The trust deed for the Plan may permit contributions to be made to the Plan other than through payroll by a member during a permitted period of unpaid leave of absence (Regular Leave of Absence Contributions) where:
the employer or the Plan’s administrator collects those contributions; and
the contributions do not exceed (as to either amount or frequency) the contributions that were being paid by the relevant member in accordance with the trust deed for the Plan immediately prior to the member commencing leave of absence.
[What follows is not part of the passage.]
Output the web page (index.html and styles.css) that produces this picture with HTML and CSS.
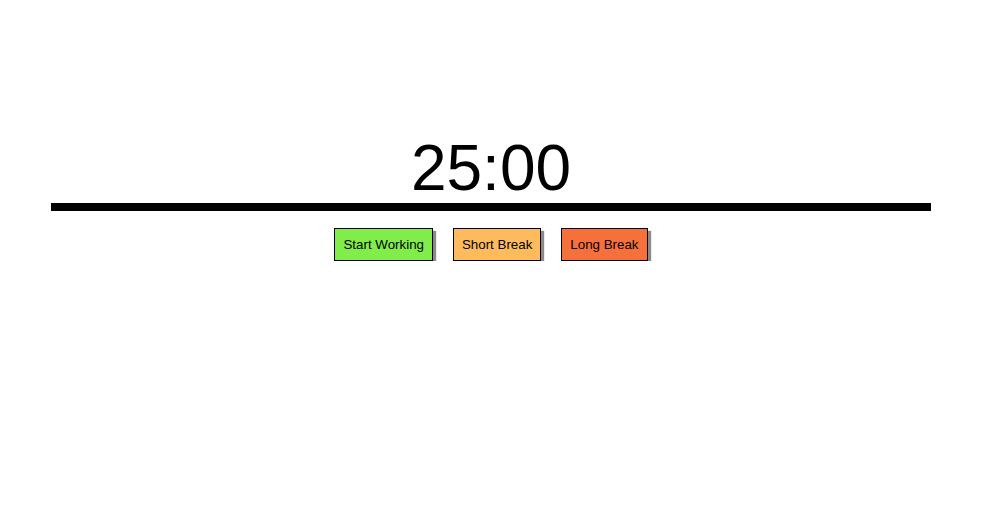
FILE: index.html
```html
<!DOCTYPE html>
<html lang="en">
<head>
    <meta charset="UTF-8">
    <meta name="viewport" content="width=device-width, initial-scale=1.0">
    <title>Pomodoro Timer</title>
    <link rel="stylesheet" href="styles.css">
</head>
<body>
    <div class="container">
        <div class="timer" id="timer">25:00</div>
        <div class="divider"></div>

        <div class="controls">
            <button class="btn work" id="startWork">Start Working</button>
            <button class="btn short" id="shortBreak">Short Break</button>
            <button class="btn long" id="longBreak">Long Break</button>
        </div>
    </div>
</body>
</html>
```

FILE: styles.css
```css
* {
    margin: 0;
    padding: 0;
    box-sizing: border-box;
}

body {
    font-family: 'Liberation Sans', Arial, sans-serif;
    background: #ffffff;
    margin: 8px;
}

.container {
    width: 880px;
    margin-left: 43px;
    padding-top: 128px;
}

.timer {
    font-size: 64px;
    line-height: 64px;
    text-align: center;
    color: #000;
}

.divider {
    height: 8px;
    background: #000;
    margin-top: 3px;
}

.controls {
    display: flex;
    justify-content: center;
    gap: 20px;
    margin-top: 17px;
}

.btn {
    font-family: 'Liberation Sans', Arial, sans-serif;
    font-size: 13.33px;
    line-height: 15px;
    padding: 8px 8px;
    height: 33px;
    border: 1px solid #000;
    color: #000;
    box-shadow: 3px 3px 1px #8a8a8a;
    cursor: pointer;
}

.work {
    background: #80ed4a;
}

.short {
    background: #fdbb5e;
}

.long {
    background: #f6703b;
}
```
Where any Regular Leave of Absence Contributions are received from international sources during the permitted period of unpaid leave of absence, the following sections of the Act apply to such contributions:
Sections 10–17 of the Act (and for the purposes of section 14(d) of the Act the receipt of a contribution from an international source is specified as a circumstance in which standard customer due diligence must be conducted);
sections 40–48 of the Act;
where the transaction is relevant to a suspicious transaction report, sections 49(1) and 2(a)–(f) of the Act; and
sections 92–100 of the Act.
Where any withdrawals are made by a member in addition to that member making Regular Leave of Absence Contributions during the permitted period of unpaid leave of absence, the following sections of the Act apply to such withdrawals and contributions:
Sections 10–17 of the Act (and for the purposes of section 14(d) of the Act the first such withdrawal is specified as a circumstance in which standard customer due diligence must be conducted);
sections 40–48 of the Act;
where the transaction is relevant to a suspicious transaction report, sections 49(1) and (2)(a)–(f) of the Act; and
sections 92–100 of the Act.
The exemption has been granted for the following reasons:
The Plan poses a very low risk of money laundering or terrorist financing;
any risks posed by voluntary contributions outside of payroll have been addressed by the conditions;
due to the very low money laundering and terrorist financing risks raised by the Scheme and the significant compliance costs that would arise from not granting this exemption, I consider that any benefits of requiring compliance with the Act are not justified by the associated costs; and
this exemption is consistent with (and has no effect on the purpose or intent of) the Act, the Financial Transactions Reporting Act 1996 and New Zealand’s international obligations as a member of the Financial Action Task Force and the Asia Pacific Group on Money Laundering.
This exemption came into force on the day after the date I granted this exemption (17 June 2015).
This exemption will expire on 30 June 2018.